Nigeria
Practice Relating to Rule 73. Biological Weapons
Nigeria’s Manual on the Laws of War mentions the 1925 Geneva Gas Protocol and states:
There is no rule to prevent measures being taken to dry up springs and destroy water-wells from which the enemy may draw water or devastate crops by means of chemicals and bacteria which are not harmful to human beings. Since 1925 a great number of States have signed a protocol for the prohibition of the use in war of asphyxiating gases or bacteriological means of warfare.
The manual includes “using bacteriological methods of warfare” in its list of war crimes.
At the First Review Conference of States Parties to the Biological Weapons Convention in 1980, Nigeria reported that it “had complied fully with its obligations under the [1972 Biological Weapons Convention]. As Nigeria did not possess biological weapons, as defined in article I, it followed that it had no such weapons to destroy, as required by article II, or, indeed, to transfer.”

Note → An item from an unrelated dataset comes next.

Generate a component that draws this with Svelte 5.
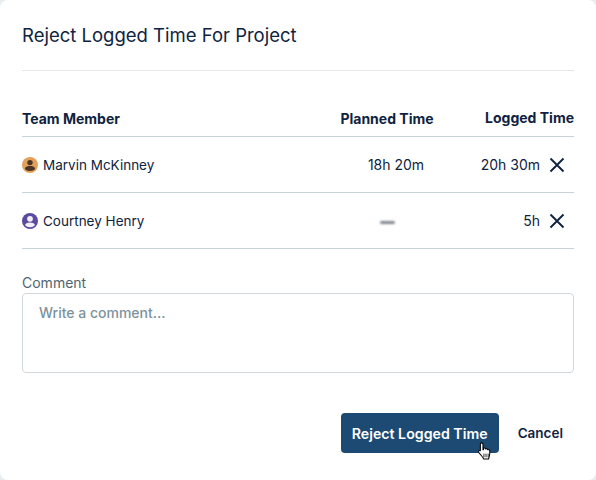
<script>
  const rows = [
    { name: 'Marvin McKinney', planned: '18h 20m', logged: '20h 30m', tone: 'orange' },
    { name: 'Courtney Henry', planned: '—', logged: '5h', tone: 'purple' }
  ];
</script>

<div class="modal">
  <h1>Reject Logged Time For Project</h1>
  <div class="rule"></div>

  <div class="table">
    <div class="row head">
      <div>Team Member</div>
      <div class="planned">Planned Time</div>
      <div class="logged">Logged Time</div>
    </div>
    {#each rows as r}
      <div class="row body">
        <div class="member">
          <svg class="avatar" viewBox="0 0 16 16" width="16" height="16">
            {#if r.tone === 'orange'}
              <circle cx="8" cy="8" r="8" fill="#e3a05a" />
              <circle cx="8" cy="5.6" r="2.7" fill="#4a3526" />
              <path d="M2.9 11.2C3.6 9.4 5.6 8.9 8 8.9s4.4.5 5.1 2.3C13.1 12.6 11 14 8 14s-5.1-1.4-5.1-2.8z" fill="#4a3526" />
            {:else}
              <circle cx="8" cy="8" r="8" fill="#5b4a9e" />
              <circle cx="8" cy="5.8" r="2.9" fill="#f1eef8" />
              <path d="M3 12c.7-1.9 2.7-2.6 5-2.6s4.3.7 5 2.6c-1.2 1.3-3 2.3-5 2.3S4.2 13.3 3 12z" fill="#f1eef8" />
            {/if}
          </svg>
          <span>{r.name}</span>
        </div>
        <div class="planned">
          {#if r.planned === '—'}<span class="dash"></span>{:else}<span class="time">{r.planned}</span>{/if}
        </div>
        <div class="logged">
          <span>{r.logged}</span>
          <svg class="x" viewBox="0 0 16 16" width="16" height="16">
            <path d="M1.5 1.5l13 13M14.5 1.5l-13 13" stroke="#0f2340" stroke-width="1.9" fill="none" />
          </svg>
        </div>
      </div>
    {/each}
  </div>

  <label class="comment">
    <span class="label">Comment</span>
    <textarea placeholder="Write a comment..."></textarea>
  </label>

  <div class="actions">
    <div class="primary-wrap">
      <button class="primary">Reject Logged Time</button>
      <svg class="cursor" viewBox="0 0 16 20" width="17" height="21">
        <path d="M4.3 1.8c.8 0 1.300.6 1.300 1.400v5.200l.5-.1V7c.9-.6 1.800-.2 2 .6.800-.5 1.800-.2 2 .7.800-.4 1.900 0 2 1 .1 2.500 0 4.300-.6 5.800-.3.800-.5 1.300-.5 2H6.200c-.2-1-.8-1.700-1.600-2.600L1.700 11c-.6-.8-.3-1.700.4-2 .6-.3 1.200 0 1 .2V3.200c0-.8.400-1.400 1.200-1.400z" fill="#fff" stroke="#000" stroke-width="1" stroke-linejoin="round" />
        <path d="M6.500 12v3.500M8.500 12v3.500M10.500 12v3.500" stroke="#000" stroke-width=".8" />
      </svg>
    </div>
    <button class="cancel">Cancel</button>
  </div>
</div>

<style>
  :global(body) {
    margin: 0;
    background: #e8edf0;
  }
  .modal {
    box-sizing: border-box;
    width: 596px;
    height: 480px;
    background: #fff;
    border-radius: 8px;
    padding: 23px 22px 22px;
    font-family: Inter, "Liberation Sans", sans-serif;
    color: #0f2340;
    font-size: 14px;
  }
  h1 {
    margin: 0;
    font-size: 18.5px;
    font-weight: 400;
    line-height: 24px;
  }
  .rule {
    height: 1px;
    background: #e3e7ea;
    margin-top: 23px;
  }
  .table {
    margin-top: 29px;
  }
  .row {
    display: grid;
    grid-template-columns: 1fr 94px 140px;
    align-items: center;
    border-bottom: 1px solid #c6d4da;
  }
  .head {
    height: 37px;
    font-weight: 700;
    font-size: 14px;
    box-sizing: border-box;
  }
  .head .logged {
    padding-bottom: 2px;
  }
  .body {
    height: 56px;
    box-sizing: border-box;
  }
  .member {
    display: flex;
    align-items: center;
    gap: 5px;
    font-size: 13.5px;
  }
  .planned {
    text-align: center;
  }
  .time {
    padding-left: 18px;
  }
  .logged {
    display: flex;
    justify-content: flex-end;
    align-items: center;
    gap: 9px;
  }
  .body .logged {
    padding-right: 9px;
  }
  .dash {
    display: inline-block;
    width: 15px;
    height: 3px;
    border-radius: 2px;
    background: #7f868f;
    filter: blur(1px);
    vertical-align: middle;
  }
  .comment {
    display: block;
    margin-top: 25px;
  }
  .label {
    display: block;
    color: #4f6670;
    line-height: 17px;
  }
  textarea {
    display: block;
    box-sizing: border-box;
    width: 100%;
    height: 80px;
    margin-top: 2px;
    padding: 9px 16px;
    border: 1px solid #d3d8dc;
    border-radius: 4px;
    font: inherit;
    font-weight: 500;
    line-height: 20px;
    resize: none;
    outline: none;
  }
  textarea::placeholder {
    color: #7d939c;
    opacity: 1;
  }
  .actions {
    display: flex;
    justify-content: flex-end;
    align-items: center;
    gap: 19px;
    margin-top: 40px;
    padding-right: 11px;
  }
  .primary-wrap {
    position: relative;
  }
  button {
    font: inherit;
    font-weight: 600;
    font-size: 13.5px;
    border: none;
    background: none;
    padding: 0;
  }
  .primary {
    display: block;
    width: 158px;
    height: 40px;
    background: #1c4a73;
    color: #fff;
    border-radius: 4px;
    font-size: 14.2px;
  }
  .cancel {
    color: #0f2340;
  }
  .cursor {
    position: absolute;
    left: 136px;
    top: 28px;
  }
</style>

In 1995, during a debate in the First Committee of the UN General Assembly, Nigeria stated that it was committed to the total prohibition of biological weapons.
At the Fourth Review Conference of States Parties to the Biological Weapons Convention in 1996, Nigeria stated: “It is our hope that all weapons of mass destruction – be they biological, … – will be under ban, their production prohibited and their transfer and use outlawed”.